— begin DATA —

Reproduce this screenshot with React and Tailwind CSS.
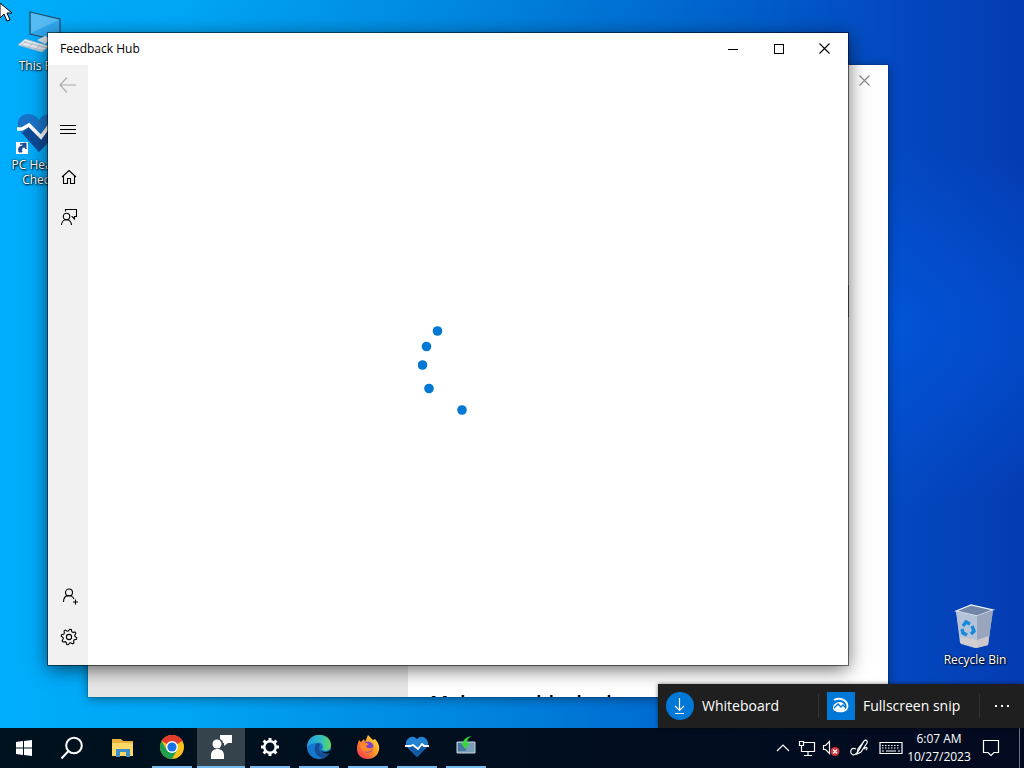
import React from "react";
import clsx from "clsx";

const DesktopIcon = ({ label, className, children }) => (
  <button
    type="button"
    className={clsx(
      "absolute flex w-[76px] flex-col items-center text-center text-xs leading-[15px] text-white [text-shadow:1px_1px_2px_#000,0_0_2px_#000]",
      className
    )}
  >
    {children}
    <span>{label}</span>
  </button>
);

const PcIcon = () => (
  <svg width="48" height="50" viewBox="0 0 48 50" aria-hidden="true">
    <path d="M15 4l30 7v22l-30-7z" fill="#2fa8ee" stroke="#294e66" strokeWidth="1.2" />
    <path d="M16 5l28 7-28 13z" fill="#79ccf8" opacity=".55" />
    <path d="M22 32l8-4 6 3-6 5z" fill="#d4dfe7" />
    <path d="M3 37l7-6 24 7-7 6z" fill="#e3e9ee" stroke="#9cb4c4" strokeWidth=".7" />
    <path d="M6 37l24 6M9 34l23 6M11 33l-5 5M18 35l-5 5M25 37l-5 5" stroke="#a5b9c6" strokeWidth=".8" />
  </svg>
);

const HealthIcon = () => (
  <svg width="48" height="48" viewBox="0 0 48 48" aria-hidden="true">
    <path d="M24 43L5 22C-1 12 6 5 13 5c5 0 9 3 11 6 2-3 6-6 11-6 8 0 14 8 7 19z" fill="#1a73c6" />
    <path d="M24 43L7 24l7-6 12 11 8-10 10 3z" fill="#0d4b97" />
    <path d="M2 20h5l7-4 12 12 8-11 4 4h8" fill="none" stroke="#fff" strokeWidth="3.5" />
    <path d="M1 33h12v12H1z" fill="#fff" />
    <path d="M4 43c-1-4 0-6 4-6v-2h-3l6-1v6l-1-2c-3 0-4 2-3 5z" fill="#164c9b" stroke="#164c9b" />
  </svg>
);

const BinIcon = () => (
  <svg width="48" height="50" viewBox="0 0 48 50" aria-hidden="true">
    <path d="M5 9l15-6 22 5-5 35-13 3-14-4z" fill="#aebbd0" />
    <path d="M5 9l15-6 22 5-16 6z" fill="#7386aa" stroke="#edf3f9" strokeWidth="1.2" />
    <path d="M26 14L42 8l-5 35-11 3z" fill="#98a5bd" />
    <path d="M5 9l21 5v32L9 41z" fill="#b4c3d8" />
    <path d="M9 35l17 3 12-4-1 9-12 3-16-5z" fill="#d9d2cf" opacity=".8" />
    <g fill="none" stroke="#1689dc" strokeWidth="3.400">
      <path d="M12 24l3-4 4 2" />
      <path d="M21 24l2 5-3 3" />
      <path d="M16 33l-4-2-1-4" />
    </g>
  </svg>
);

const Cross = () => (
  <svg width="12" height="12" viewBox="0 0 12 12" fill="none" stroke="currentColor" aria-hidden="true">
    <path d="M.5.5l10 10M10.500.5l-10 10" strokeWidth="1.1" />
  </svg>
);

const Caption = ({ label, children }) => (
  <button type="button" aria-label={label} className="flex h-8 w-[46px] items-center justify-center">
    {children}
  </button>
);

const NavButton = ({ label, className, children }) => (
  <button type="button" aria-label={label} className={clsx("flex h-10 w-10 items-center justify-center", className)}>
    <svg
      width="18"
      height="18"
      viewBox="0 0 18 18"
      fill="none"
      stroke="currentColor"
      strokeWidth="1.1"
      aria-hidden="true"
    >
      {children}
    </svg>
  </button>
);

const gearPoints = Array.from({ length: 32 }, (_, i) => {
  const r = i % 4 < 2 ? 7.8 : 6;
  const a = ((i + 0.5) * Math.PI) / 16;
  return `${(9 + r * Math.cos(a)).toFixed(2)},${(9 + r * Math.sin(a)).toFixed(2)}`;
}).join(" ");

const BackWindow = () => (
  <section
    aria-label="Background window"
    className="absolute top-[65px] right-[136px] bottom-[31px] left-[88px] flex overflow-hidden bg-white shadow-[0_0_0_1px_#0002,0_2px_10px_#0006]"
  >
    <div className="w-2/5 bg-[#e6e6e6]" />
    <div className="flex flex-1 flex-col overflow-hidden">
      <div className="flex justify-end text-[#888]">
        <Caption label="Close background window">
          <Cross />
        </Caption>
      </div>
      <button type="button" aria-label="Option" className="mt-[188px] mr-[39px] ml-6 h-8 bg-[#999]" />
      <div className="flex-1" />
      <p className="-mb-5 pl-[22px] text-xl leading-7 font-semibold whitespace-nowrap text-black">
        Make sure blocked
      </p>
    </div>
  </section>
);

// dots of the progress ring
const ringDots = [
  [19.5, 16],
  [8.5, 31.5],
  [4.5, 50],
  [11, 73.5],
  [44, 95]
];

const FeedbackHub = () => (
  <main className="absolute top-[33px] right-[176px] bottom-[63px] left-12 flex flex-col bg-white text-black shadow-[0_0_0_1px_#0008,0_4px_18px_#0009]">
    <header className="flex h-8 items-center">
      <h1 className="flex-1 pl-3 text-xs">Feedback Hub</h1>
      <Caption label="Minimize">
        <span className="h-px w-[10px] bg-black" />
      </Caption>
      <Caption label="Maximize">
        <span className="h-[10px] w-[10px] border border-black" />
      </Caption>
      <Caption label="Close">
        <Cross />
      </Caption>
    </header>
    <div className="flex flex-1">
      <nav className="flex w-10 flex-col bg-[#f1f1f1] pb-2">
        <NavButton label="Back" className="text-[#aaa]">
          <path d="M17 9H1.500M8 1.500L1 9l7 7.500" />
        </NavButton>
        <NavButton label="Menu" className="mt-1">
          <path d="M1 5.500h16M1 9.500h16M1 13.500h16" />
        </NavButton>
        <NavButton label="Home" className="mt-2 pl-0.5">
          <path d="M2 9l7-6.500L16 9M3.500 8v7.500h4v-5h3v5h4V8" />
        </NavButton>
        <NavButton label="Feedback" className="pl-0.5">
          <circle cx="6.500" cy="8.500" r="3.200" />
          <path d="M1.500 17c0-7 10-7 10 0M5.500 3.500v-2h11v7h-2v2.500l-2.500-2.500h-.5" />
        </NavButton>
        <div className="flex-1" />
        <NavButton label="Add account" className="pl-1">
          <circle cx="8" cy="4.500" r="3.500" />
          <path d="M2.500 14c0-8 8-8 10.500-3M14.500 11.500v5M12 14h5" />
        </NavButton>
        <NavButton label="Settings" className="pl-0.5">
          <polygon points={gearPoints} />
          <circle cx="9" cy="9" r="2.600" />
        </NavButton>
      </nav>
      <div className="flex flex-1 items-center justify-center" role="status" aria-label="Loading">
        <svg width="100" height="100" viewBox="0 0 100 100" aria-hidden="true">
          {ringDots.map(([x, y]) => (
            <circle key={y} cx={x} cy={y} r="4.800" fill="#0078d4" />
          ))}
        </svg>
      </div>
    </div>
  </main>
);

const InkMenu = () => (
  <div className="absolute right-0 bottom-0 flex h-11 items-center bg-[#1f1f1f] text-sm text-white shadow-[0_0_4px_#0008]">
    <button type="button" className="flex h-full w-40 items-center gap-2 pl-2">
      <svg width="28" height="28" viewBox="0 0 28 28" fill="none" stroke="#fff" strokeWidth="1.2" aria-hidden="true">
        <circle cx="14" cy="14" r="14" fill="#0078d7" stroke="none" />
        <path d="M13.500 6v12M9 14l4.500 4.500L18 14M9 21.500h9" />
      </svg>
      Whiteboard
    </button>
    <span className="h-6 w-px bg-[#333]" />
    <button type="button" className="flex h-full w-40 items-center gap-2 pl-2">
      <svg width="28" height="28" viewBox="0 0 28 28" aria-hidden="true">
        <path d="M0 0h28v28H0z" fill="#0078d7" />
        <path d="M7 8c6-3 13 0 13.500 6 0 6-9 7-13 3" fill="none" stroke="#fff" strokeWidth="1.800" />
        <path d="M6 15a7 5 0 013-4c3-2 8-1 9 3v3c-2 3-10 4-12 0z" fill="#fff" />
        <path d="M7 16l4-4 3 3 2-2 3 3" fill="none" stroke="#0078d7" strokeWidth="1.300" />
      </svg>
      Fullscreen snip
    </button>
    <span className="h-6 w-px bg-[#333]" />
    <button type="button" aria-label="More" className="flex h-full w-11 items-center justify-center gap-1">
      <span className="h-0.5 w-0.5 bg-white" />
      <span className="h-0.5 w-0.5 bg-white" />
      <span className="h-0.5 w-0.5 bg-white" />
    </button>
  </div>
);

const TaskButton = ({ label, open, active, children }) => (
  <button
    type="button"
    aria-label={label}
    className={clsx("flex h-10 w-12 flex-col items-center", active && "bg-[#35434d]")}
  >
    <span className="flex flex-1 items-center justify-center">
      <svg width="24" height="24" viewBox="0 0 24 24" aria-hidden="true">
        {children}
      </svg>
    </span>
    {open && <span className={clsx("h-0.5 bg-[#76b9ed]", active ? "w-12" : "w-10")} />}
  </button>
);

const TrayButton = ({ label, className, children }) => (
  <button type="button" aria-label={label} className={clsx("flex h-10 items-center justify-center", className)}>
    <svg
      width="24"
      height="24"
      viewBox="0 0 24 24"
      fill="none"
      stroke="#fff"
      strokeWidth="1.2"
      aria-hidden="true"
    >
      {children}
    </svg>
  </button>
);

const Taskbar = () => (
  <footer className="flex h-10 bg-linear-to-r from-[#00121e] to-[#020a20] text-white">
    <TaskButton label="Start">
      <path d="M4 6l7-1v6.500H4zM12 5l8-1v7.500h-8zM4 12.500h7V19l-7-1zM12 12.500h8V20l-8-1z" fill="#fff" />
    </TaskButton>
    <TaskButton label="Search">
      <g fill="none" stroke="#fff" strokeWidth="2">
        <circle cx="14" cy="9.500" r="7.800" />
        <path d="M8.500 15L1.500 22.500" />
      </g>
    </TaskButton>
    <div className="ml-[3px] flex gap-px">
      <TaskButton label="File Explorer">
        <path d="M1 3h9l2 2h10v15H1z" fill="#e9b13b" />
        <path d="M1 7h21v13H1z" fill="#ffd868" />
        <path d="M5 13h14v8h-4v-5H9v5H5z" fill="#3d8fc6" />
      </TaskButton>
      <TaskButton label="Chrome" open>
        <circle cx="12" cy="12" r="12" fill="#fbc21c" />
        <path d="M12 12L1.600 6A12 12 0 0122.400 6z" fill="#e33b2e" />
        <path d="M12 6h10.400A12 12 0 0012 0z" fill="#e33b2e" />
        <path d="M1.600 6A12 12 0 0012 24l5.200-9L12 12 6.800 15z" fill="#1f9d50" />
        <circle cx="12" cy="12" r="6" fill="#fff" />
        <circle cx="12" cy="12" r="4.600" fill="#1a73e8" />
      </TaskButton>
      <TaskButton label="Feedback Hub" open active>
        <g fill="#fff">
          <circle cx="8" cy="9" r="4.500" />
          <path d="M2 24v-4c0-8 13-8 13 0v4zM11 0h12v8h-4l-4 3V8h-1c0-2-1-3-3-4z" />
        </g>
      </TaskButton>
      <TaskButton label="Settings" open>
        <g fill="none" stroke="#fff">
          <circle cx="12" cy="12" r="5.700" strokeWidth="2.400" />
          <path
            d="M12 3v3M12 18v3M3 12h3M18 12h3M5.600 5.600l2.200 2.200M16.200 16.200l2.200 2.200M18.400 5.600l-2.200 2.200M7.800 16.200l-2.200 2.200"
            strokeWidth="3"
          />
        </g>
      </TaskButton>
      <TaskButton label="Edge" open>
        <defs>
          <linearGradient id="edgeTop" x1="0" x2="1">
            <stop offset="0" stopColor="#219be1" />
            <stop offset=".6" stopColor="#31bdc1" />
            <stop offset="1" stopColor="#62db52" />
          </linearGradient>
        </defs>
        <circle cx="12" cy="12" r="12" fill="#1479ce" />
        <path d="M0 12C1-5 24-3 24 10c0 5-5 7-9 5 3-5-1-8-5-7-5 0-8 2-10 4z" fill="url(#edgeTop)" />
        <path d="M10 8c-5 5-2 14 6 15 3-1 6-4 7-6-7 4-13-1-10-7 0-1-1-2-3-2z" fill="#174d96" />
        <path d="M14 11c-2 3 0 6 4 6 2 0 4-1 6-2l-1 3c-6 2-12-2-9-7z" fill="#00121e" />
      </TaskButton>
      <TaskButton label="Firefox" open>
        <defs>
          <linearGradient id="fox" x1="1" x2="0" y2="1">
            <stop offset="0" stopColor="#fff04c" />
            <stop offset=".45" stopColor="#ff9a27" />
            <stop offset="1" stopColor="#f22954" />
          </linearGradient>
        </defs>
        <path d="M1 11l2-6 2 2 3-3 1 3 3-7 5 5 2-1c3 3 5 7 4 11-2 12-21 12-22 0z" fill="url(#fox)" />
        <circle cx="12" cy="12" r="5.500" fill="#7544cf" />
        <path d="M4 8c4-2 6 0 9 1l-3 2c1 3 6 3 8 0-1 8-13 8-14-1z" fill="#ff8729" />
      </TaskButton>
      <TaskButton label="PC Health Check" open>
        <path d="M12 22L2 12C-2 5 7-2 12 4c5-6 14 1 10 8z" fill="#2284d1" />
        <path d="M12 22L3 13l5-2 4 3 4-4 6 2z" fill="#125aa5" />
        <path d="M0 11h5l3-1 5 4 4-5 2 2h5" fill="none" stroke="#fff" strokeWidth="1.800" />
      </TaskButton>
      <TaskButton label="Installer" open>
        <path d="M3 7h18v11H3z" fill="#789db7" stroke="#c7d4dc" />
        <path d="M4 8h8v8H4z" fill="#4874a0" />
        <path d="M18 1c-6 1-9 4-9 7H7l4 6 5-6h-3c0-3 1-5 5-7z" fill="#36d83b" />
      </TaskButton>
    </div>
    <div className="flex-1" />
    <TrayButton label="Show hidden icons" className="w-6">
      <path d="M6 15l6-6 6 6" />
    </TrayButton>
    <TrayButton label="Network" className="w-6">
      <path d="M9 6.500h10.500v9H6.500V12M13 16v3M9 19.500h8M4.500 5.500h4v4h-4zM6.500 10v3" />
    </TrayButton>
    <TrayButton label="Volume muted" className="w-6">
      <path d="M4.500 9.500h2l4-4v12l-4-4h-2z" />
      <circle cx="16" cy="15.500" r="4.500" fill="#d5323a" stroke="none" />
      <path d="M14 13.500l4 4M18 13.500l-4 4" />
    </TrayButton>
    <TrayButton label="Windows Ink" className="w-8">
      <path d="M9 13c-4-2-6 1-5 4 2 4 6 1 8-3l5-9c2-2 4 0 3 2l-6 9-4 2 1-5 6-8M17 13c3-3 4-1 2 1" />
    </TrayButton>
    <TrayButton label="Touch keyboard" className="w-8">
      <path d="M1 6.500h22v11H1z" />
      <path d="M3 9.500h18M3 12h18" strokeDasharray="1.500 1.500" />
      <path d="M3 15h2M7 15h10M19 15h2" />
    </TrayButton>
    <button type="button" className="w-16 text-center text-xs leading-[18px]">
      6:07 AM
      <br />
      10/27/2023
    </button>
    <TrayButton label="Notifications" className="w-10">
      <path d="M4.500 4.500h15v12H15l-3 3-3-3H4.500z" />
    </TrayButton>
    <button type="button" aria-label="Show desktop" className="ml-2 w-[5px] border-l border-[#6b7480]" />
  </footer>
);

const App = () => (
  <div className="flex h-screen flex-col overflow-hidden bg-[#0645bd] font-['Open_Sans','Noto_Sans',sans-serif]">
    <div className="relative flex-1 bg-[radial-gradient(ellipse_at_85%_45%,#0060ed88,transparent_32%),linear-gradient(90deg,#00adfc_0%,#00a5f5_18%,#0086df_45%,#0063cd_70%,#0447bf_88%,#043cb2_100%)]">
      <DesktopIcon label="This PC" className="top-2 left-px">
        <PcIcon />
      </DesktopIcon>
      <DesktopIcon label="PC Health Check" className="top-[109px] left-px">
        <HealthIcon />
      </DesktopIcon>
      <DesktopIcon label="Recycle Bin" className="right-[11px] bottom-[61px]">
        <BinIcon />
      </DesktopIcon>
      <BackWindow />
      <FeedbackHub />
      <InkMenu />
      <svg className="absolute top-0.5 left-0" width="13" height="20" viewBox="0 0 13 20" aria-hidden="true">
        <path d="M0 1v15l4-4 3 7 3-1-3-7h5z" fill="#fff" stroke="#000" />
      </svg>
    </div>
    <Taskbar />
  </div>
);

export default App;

— end DATA —

STATED GOAL
Show every line that contains the word "React".

WRITTEN SOLUTION
Reproduce this screenshot with React and Tailwind CSS.
import React from "react";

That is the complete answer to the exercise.